GIVEN TASK: Restate the data word for word and leave the images out.

-- start --

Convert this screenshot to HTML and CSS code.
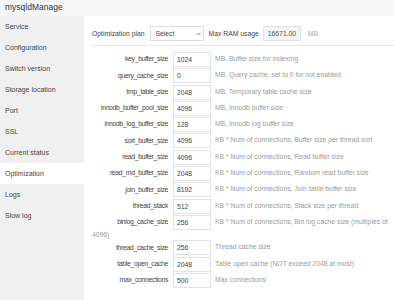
FILE: index.html
```
<!DOCTYPE html>
<html lang="en">
<head>
  <meta charset="UTF-8" />
  <title>mysqldManage</title>
  <link rel="stylesheet" href="styles.css">
</head>
<body>
  <div class="header">mysqldManage</div>

  <div class="layout">
    <ul class="menu">
      <li>Service</li>
      <li>Configuration</li>
      <li>Switch version</li>
      <li>Storage location</li>
      <li>Port</li>
      <li>SSL</li>
      <li>Current status</li>
      <li class="active">Optimization</li>
      <li>Logs</li>
      <li>Slow log</li>
    </ul>

    <div class="main">
      <div class="plan-row">
        <span class="plan-label">Optimization plan</span>
        <div class="select">
          <span>Select</span>
          <svg width="5" height="4" viewBox="0 0 5 4"><path d="M0.5 1 L2.5 3 L4.5 1" fill="none" stroke="#555" stroke-width="0.8"/></svg>
        </div>
        <span class="plan-label">Max RAM usage</span>
        <input class="ram" type="text" value="16671.00" readonly />
        <span class="unit">MB</span>
      </div>

      <div class="params">
        <div class="param"><span class="name">key_buffer_size</span><input type="text" value="1024" /><span class="desc">MB, Buffer size for indexing</span></div>
        <div class="param"><span class="name">query_cache_size</span><input type="text" value="0" /><span class="desc">MB, Query cache, set to 0 for not enabled</span></div>
        <div class="param"><span class="name">tmp_table_size</span><input type="text" value="2048" /><span class="desc">MB, Temporary table cache size</span></div>
        <div class="param"><span class="name">innodb_buffer_pool_size</span><input type="text" value="4096" /><span class="desc">MB, Innodb buffer size</span></div>
        <div class="param"><span class="name">innodb_log_buffer_size</span><input type="text" value="128" /><span class="desc">MB, Innodb log buffer size</span></div>
        <div class="param"><span class="name">sort_buffer_size</span><input type="text" value="4096" /><span class="desc">KB * Num of connections, Buffer size per thread sort</span></div>
        <div class="param"><span class="name">read_buffer_size</span><input type="text" value="4096" /><span class="desc">KB * Num of connections, Read buffer size</span></div>
        <div class="param"><span class="name">read_rnd_buffer_size</span><input type="text" value="2048" /><span class="desc">KB * Num of connections, Random read buffer size</span></div>
        <div class="param"><span class="name">join_buffer_size</span><input type="text" value="8192" /><span class="desc">KB * Num of connections, Join table buffer size</span></div>
        <div class="param"><span class="name">thread_stack</span><input type="text" value="512" /><span class="desc">KB * Num of connections, Stack size per thread</span></div>
        <div class="param"><span class="name">binlog_cache_size</span><input type="text" value="256" /><span class="desc">KB * Num of connections, Bin log cache size (multiples of 4096)</span></div>
        <div class="param"><span class="name">thread_cache_size</span><input type="text" value="256" /><span class="desc">Thread cache size</span></div>
        <div class="param"><span class="name">table_open_cache</span><input type="text" value="2048" /><span class="desc">Table open cache (NOT exceed 2048 at most)</span></div>
        <div class="param"><span class="name">max_connections</span><input type="text" value="500" /><span class="desc">Max connections</span></div>
      </div>
    </div>
  </div>
</body>
</html>
```

FILE: styles.css
```
body {
  margin: 0;
  font-family: "Liberation Sans", Arial, sans-serif;
  font-size: 7px;
  color: #333;
  background: white;
}

.header {
  height: 16px;
  line-height: 15px;
  padding-left: 5px;
  font-size: 8.5px;
  background: #f6f6f6;
  color: #333;
}

.layout {
  display: flex;
  height: 284px;
}

.menu {
  list-style: none;
  margin: 0;
  padding: 0;
  width: 84px;
  flex-shrink: 0;
  background: #f0f0f0;
}

.menu li {
  height: 21px;
  line-height: 21px;
  padding-left: 5px;
  color: #444;
}

.menu li.active {
  background: white;
}

.main {
  flex: 1;
  padding-left: 8px;
  font-size: 6.8px;
}

.plan-row {
  display: flex;
  align-items: center;
  margin-top: 10px;
  padding-bottom: 4px;
  border-bottom: 1px solid #e6e6e6;
}

.plan-label {
  color: #444;
  margin-right: 4px;
}

.select {
  display: flex;
  align-items: center;
  justify-content: space-between;
  box-sizing: border-box;
  width: 54px;
  height: 15px;
  padding: 0 2px 0 5px;
  border: 1px solid #ddd;
  margin: 0 5px 0 1px;
  color: #444;
}

.ram {
  box-sizing: border-box;
  width: 38px;
  height: 15px;
  margin: 0 7px 0 0;
  padding: 0 3px 0 4px;
  border: 1px solid #e2e2e2;
  background: #f5f5f5;
  font: inherit;
  color: #555;
  outline: none;
}

.unit {
  color: #aaa;
}

.params {
  padding-top: 6px;
}

.param {
  line-height: 9px;
  margin-bottom: 1.3px;
}

.name {
  display: inline-block;
  width: 76px;
  text-align: right;
  letter-spacing: -0.3px;
  color: #444;
}

.param input {
  box-sizing: border-box;
  width: 38px;
  height: 15px;
  margin: 0 4px 0 5px;
  padding: 0 3px;
  border: 1px solid #e2e2e2;
  font: inherit;
  color: #444;
  vertical-align: middle;
  outline: none;
}

.desc {
  color: #9a9a9a;
}
```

-- end --

ANSWER TO THE EXERCISE:
Convert this screenshot to HTML and CSS code.
FILE: index.html
```
<!DOCTYPE html>
<html lang="en">
<head>
  <meta charset="UTF-8" />
  <title>mysqldManage</title>
  <link rel="stylesheet" href="styles.css">
</head>
<body>
  <div class="header">mysqldManage</div>

  <div class="layout">
    <ul class="menu">
      <li>Service</li>
      <li>Configuration</li>
      <li>Switch version</li>
      <li>Storage location</li>
      <li>Port</li>
      <li>SSL</li>
      <li>Current status</li>
      <li class="active">Optimization</li>
      <li>Logs</li>
      <li>Slow log</li>
    </ul>

    <div class="main">
      <div class="plan-row">
        <span class="plan-label">Optimization plan</span>
        <div class="select">
          <span>Select</span>
          <svg width="5" height="4" viewBox="0 0 5 4"><path d="M0.5 1 L2.5 3 L4.5 1" fill="none" stroke="#555" stroke-width="0.8"/></svg>
        </div>
        <span class="plan-label">Max RAM usage</span>
        <input class="ram" type="text" value="16671.00" readonly />
        <span class="unit">MB</span>
      </div>

      <div class="params">
        <div class="param"><span class="name">key_buffer_size</span><input type="text" value="1024" /><span class="desc">MB, Buffer size for indexing</span></div>
        <div class="param"><span class="name">query_cache_size</span><input type="text" value="0" /><span class="desc">MB, Query cache, set to 0 for not enabled</span></div>
        <div class="param"><span class="name">tmp_table_size</span><input type="text" value="2048" /><span class="desc">MB, Temporary table cache size</span></div>
        <div class="param"><span class="name">innodb_buffer_pool_size</span><input type="text" value="4096" /><span class="desc">MB, Innodb buffer size</span></div>
        <div class="param"><span class="name">innodb_log_buffer_size</span><input type="text" value="128" /><span class="desc">MB, Innodb log buffer size</span></div>
        <div class="param"><span class="name">sort_buffer_size</span><input type="text" value="4096" /><span class="desc">KB * Num of connections, Buffer size per thread sort</span></div>
        <div class="param"><span class="name">read_buffer_size</span><input type="text" value="4096" /><span class="desc">KB * Num of connections, Read buffer size</span></div>
        <div class="param"><span class="name">read_rnd_buffer_size</span><input type="text" value="2048" /><span class="desc">KB * Num of connections, Random read buffer size</span></div>
        <div class="param"><span class="name">join_buffer_size</span><input type="text" value="8192" /><span class="desc">KB * Num of connections, Join table buffer size</span></div>
        <div class="param"><span class="name">thread_stack</span><input type="text" value="512" /><span class="desc">KB * Num of connections, Stack size per thread</span></div>
        <div class="param"><span class="name">binlog_cache_size</span><input type="text" value="256" /><span class="desc">KB * Num of connections, Bin log cache size (multiples of 4096)</span></div>
        <div class="param"><span class="name">thread_cache_size</span><input type="text" value="256" /><span class="desc">Thread cache size</span></div>
        <div class="param"><span class="name">table_open_cache</span><input type="text" value="2048" /><span class="desc">Table open cache (NOT exceed 2048 at most)</span></div>
        <div class="param"><span class="name">max_connections</span><input type="text" value="500" /><span class="desc">Max connections</span></div>
      </div>
    </div>
  </div>
</body>
</html>
```

FILE: styles.css
```
body {
  margin: 0;
  font-family: "Liberation Sans", Arial, sans-serif;
  font-size: 7px;
  color: #333;
  background: white;
}

.header {
  height: 16px;
  line-height: 15px;
  padding-left: 5px;
  font-size: 8.5px;
  background: #f6f6f6;
  color: #333;
}

.layout {
  display: flex;
  height: 284px;
}

.menu {
  list-style: none;
  margin: 0;
  padding: 0;
  width: 84px;
  flex-shrink: 0;
  background: #f0f0f0;
}

.menu li {
  height: 21px;
  line-height: 21px;
  padding-left: 5px;
  color: #444;
}

.menu li.active {
  background: white;
}

.main {
  flex: 1;
  padding-left: 8px;
  font-size: 6.8px;
}

.plan-row {
  display: flex;
  align-items: center;
  margin-top: 10px;
  padding-bottom: 4px;
  border-bottom: 1px solid #e6e6e6;
}

.plan-label {
  color: #444;
  margin-right: 4px;
}

.select {
  display: flex;
  align-items: center;
  justify-content: space-between;
  box-sizing: border-box;
  width: 54px;
  height: 15px;
  padding: 0 2px 0 5px;
  border: 1px solid #ddd;
  margin: 0 5px 0 1px;
  color: #444;
}

.ram {
  box-sizing: border-box;
  width: 38px;
  height: 15px;
  margin: 0 7px 0 0;
  padding: 0 3px 0 4px;
  border: 1px solid #e2e2e2;
  background: #f5f5f5;
  font: inherit;
  color: #555;
  outline: none;
}

.unit {
  color: #aaa;
}

.params {
  padding-top: 6px;
}

.param {
  line-height: 9px;
  margin-bottom: 1.3px;
}

.name {
  display: inline-block;
  width: 76px;
  text-align: right;
  letter-spacing: -0.3px;
  color: #444;
}

.param input {
  box-sizing: border-box;
  width: 38px;
  height: 15px;
  margin: 0 4px 0 5px;
  padding: 0 3px;
  border: 1px solid #e2e2e2;
  font: inherit;
  color: #444;
  vertical-align: middle;
  outline: none;
}

.desc {
  color: #9a9a9a;
}
```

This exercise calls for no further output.